6 Responses to “Iraq and Shelley”

  1. Allen says:

    War is an enemy of life. Why is it not also banned?

  2. We’ve been against it for millennia, but it still happens with shocking regularity. We’re against teenage sex, too, but that happens just as frequently.

    Maybe they’re both related on some level.

  3. Rcoutme says:

    War is banned; it’s just that war does not take two sides. The UN bans war. Enforcing the ban is the real difficulty.

    Too many people forget that it does not take two sides to cause conflict; it takes only one side who is unreasonable and another side that does not wish to die (or be enslaved).

    A good example of this is the Korean War. Although I love the series, “MASH”, I always wanted to shout out whenever one of the characters suggested that all that was needed to stop the fighting was for the US to pull out (or surrender, I guess). In the case of the Iraq war (version II, version I was justified) we did not need to go in at that time, but it was still not just a case of, “Leave and it’s over”. In fact, we may find out that it is still not over (at least as far as Iraqi citizens are concerned).

    War is terrible; war is hell; war is a failure of diplomacy (no matter what Bismark may think). Never the less, war is likely inevitable whenever there is a shortage of resources and people mean enough to try to corner those resources by force.

  4. In 2002, I suggested that we had bumbled into the old Uncle Remus story of “Br’er Rabbit and the Tar Baby.”

    Thus far, my opinion hasn’t been changed by the facts.

    The problem about “freeing” a people is that sooner or later, you’ve actually got to let them be free, whether you agree or not. Otherwise, it’s just colonialism and occupation.
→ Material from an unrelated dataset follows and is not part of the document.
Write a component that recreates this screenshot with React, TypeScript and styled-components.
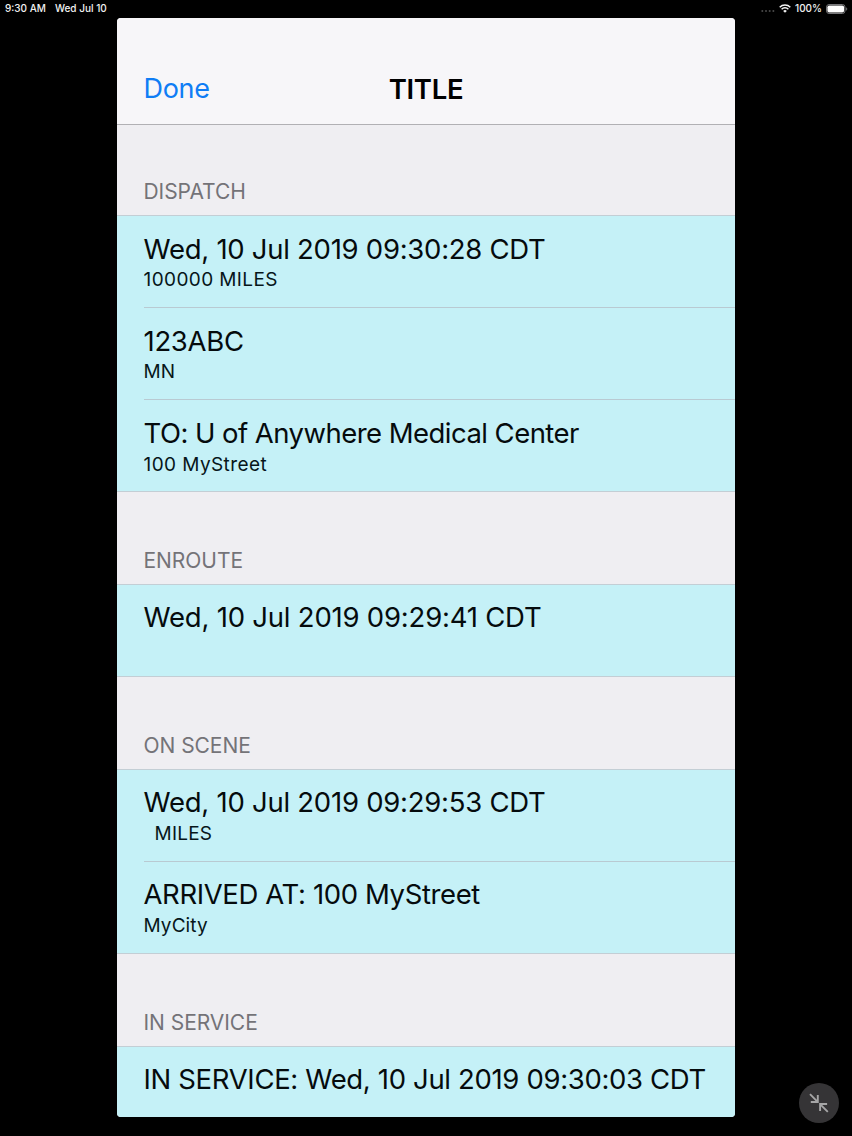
import React from "react";
import styled, { createGlobalStyle } from "styled-components";

const GlobalStyle = createGlobalStyle`
  * { box-sizing: border-box; }
  html, body { margin: 0; background: #000; }
  body { overflow: hidden; font-family: Inter, "Liberation Sans", sans-serif; }
`;

const Screen = styled.div`
  position: relative;
  width: 852px;
  height: 1136px;
  background: #000;
  display: flex;
  flex-direction: column;
  align-items: center;
`;

const StatusBar = styled.header`
  width: 100%;
  height: 18px;
  flex: none;
  padding: 0 4px 0 5px;
  display: flex;
  justify-content: space-between;
  color: #f2f2f2;
  font-size: 10px;
  font-weight: 500;
  line-height: 17px;
`;

const StatusGroup = styled.div<{ $gap: number }>`
  display: flex;
  align-items: center;
  height: 17px;
  gap: ${(p) => p.$gap}px;
`;

const StatusText = styled.span`
  white-space: nowrap;
`;

const Card = styled.main`
  width: 618px;
  height: 1099px;
  border-radius: 4px;
  overflow: hidden;
  background: #efeef2;
  display: flex;
  flex-direction: column;
`;

const NavBar = styled.nav`
  height: 107px;
  flex: none;
  padding: 35px 26.5px 0;
  background: #f7f6f9;
  border-bottom: 1px solid #b1b0b4;
  display: grid;
  grid-template-columns: 1fr auto 1fr;
  align-items: center;
`;

const DoneButton = styled.button`
  justify-self: start;
  padding: 0;
  border: 0;
  background: none;
  color: #0f7df5;
  font: 400 27px/34px Inter, sans-serif;
  letter-spacing: -0.3px;
`;

const Title = styled.h1`
  margin: 0;
  font-size: 27.5px;
  line-height: 34px;
  font-weight: 600;
  letter-spacing: -0.3px;
`;

const SectionHeader = styled.h2<{ $height: number }>`
  margin: 0;
  flex: none;
  height: ${(p) => p.$height}px;
  padding: 0 26.5px 9px;
  display: flex;
  align-items: flex-end;
  font-size: 21px;
  line-height: 28px;
  font-weight: 400;
  letter-spacing: -0.05px;
  color: #747378;
`;

const Rows = styled.ul`
  margin: 0;
  padding: 0;
  flex: none;
  list-style: none;
  background: #c5f1f7;
  border-top: 1px solid #c3ced5;
  border-bottom: 1px solid #c3ced5;
`;

const Row = styled.li<{ $height: number; $top: number }>`
  height: ${(p) => p.$height}px;
  margin-left: 26.5px;
  padding-top: ${(p) => p.$top}px;
  & + & { border-top: 1px solid #b9cad2; }
`;

const Primary = styled.div<{ $spacing: number }>`
  font-size: 27.5px;
  line-height: 34px;
  letter-spacing: ${(p) => p.$spacing}px;
  color: #050b0d;
  white-space: nowrap;
`;

const Secondary = styled.div<{ $spacing: number; $gap: number }>`
  margin-top: ${(p) => p.$gap}px;
  font-size: 19px;
  line-height: 26px;
  letter-spacing: ${(p) => p.$spacing}px;
  color: #07161a;
  white-space: pre;
`;

const ShrinkButton = styled.button`
  position: absolute;
  left: 798.5px;
  top: 1082.5px;
  width: 40px;
  height: 40px;
  padding: 0;
  border: 0;
  border-radius: 50%;
  background: #353436;
  svg { display: block; }
`;

type RowData = { text: string; ts: number; top: number; sub?: string; ss?: number; gap?: number; h: number };
type SectionData = { title: string; headerHeight: number; rows: RowData[] };

const sections: SectionData[] = [
  {
    title: "DISPATCH",
    headerHeight: 90,
    rows: [
      { text: "Wed, 10 Jul 2019 09:30:28 CDT", ts: -0.27, top: 16, sub: "100000 MILES", ss: 0.4, gap: 1, h: 91 },
      { text: "123ABC", ts: -0.3, top: 16, sub: "MN", ss: 0.1, gap: 1, h: 92 },
      { text: "TO: U of Anywhere Medical Center", ts: -0.54, top: 16, sub: "100 MyStreet", ss: 0.42, gap: 2, h: 92 },
    ],
  },
  {
    title: "ENROUTE",
    headerHeight: 92,
    rows: [{ text: "Wed, 10 Jul 2019 09:29:41 CDT", ts: -0.21, top: 15, h: 91 }],
  },
  {
    title: "ON SCENE",
    headerHeight: 92,
    rows: [
      { text: "Wed, 10 Jul 2019 09:29:53 CDT", ts: -0.25, top: 15, sub: "  MILES", ss: 0.2, gap: 2, h: 91 },
      { text: "ARRIVED AT: 100 MyStreet", ts: -0.38, top: 15, sub: "MyCity", ss: 0.1, gap: 2, h: 92 },
    ],
  },
  {
    title: "IN SERVICE",
    headerHeight: 92,
    rows: [{ text: "IN SERVICE: Wed, 10 Jul 2019 09:30:03 CDT", ts: -0.34, top: 15, h: 91 }],
  },
];

const Wifi = () => (
  <svg width="12" height="9" viewBox="0 0 12 9" fill="none" stroke="#f5f5f5" strokeWidth="1.5">
    <path d="M.7 3.2a7.5 7.5 0 0 1 10.6 0" />
    <path d="M2.6 5.2a4.8 4.8 0 0 1 6.8 0" />
    <path d="M6 8.8 4.2 6.9a2.6 2.6 0 0 1 3.6 0z" fill="#f5f5f5" stroke="none" />
  </svg>
);

const Battery = () => (
  <svg width="22" height="10" viewBox="0 0 22 10">
    <rect x=".5" y=".5" width="18.5" height="9" rx="2.6" fill="none" stroke="#77777a" />
    <rect x="1.4" y="1.4" width="16.7" height="7.2" rx="1.8" fill="#fff" />
    <path d="M20.2 3.3c1.4.5 1.4 2.9 0 3.4z" fill="#77777a" />
  </svg>
);

const Signal = () => (
  <svg width="14" height="9" viewBox="0 0 14 9" fill="#4a4a4a">
    <circle cx="1.3" cy="7" r="1" />
    <circle cx="5" cy="7" r="1" />
    <circle cx="8.7" cy="7" r="1" />
    <circle cx="12.4" cy="7" r="1" />
  </svg>
);

export default function App() {
  return (
    <Screen>
      <GlobalStyle />
      <StatusBar>
        <StatusGroup $gap={9}>
          <StatusText>9:30 AM</StatusText>
          <StatusText>Wed Jul 10</StatusText>
        </StatusGroup>
        <StatusGroup $gap={4}>
          <Signal />
          <Wifi />
          <StatusText>100%</StatusText>
          <Battery />
        </StatusGroup>
      </StatusBar>
      <Card>
        <NavBar>
          <DoneButton>Done</DoneButton>
          <Title>TITLE</Title>
        </NavBar>
        {sections.map((s) => (
          <React.Fragment key={s.title}>
            <SectionHeader $height={s.headerHeight}>{s.title}</SectionHeader>
            <Rows>
              {s.rows.map((r) => (
                <Row key={r.text} $height={r.h} $top={r.top}>
                  <Primary $spacing={r.ts}>{r.text}</Primary>
                  {r.sub && (
                    <Secondary $spacing={r.ss ?? 0} $gap={r.gap ?? 0}>
                      {r.sub}
                    </Secondary>
                  )}
                </Row>
              ))}
            </Rows>
          </React.Fragment>
        ))}
      </Card>
      <ShrinkButton aria-label="Shrink">
        <svg width="40" height="40" viewBox="0 0 40 40" fill="none" stroke="#a5a5a6" strokeWidth="1.9">
          <path d="M11 11.2l7.6 7.6M18.8 12v7h-7M28.8 28.8l-7.5-7.5M21.1 28v-7h7" />
        </svg>
      </ShrinkButton>
    </Screen>
  );
}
    They don’t need us to act as the training wheels on their bicycles, a point reinforced by the SELFSAME IDJITS who thought the war was a good idea 4400 dead Americans and 1 trillion dollars ago are STILL screaming that we need to be in there.

    Seriously, when you’ve been TOTALLY WRONG for almost NINE years, why would anyone think you suddenly became “right”?

    Just throw us into the briar patch and let’s be done with it.

    And yes, I can just about guarantee that the outcome isn’t going to please us, but, like Gitmo, the enterprise was already an offense against any conception of universal human rights, sovereignty, self-determination and the forfeited lives of 100,000 plus Iraqis who were NOT Saddam Hussein, and another 2 million refugees who were, again, NOT Saddam Hussein.

    We have committed a grave crime, and all the BS rationalizations in the world won’t change that, nor will remaining indefinitely alter the whirlwind we’re eventually going to reap.

    A kid whose parents were killed by US soldiers isn’t going to suddenly ‘forgive and forget’ nor NOT nurse a grudge for a very long time.

    Leaving is the right thing to do; absent the possibility that we never went in.

  5. JSpencer says:

    “We have committed a grave crime, and all the BS rationalizations in the world won’t change that”

    Exactly.

  6. Allen says:

    Rcoutme-

    M*A*S*H was a synonym for the Vietnam war. In reality, the show had nothing to do with Korea. Alan Alda was allowed a lot of political adlibbing. Maybe that’s why he didn’t get a lot of quality work after.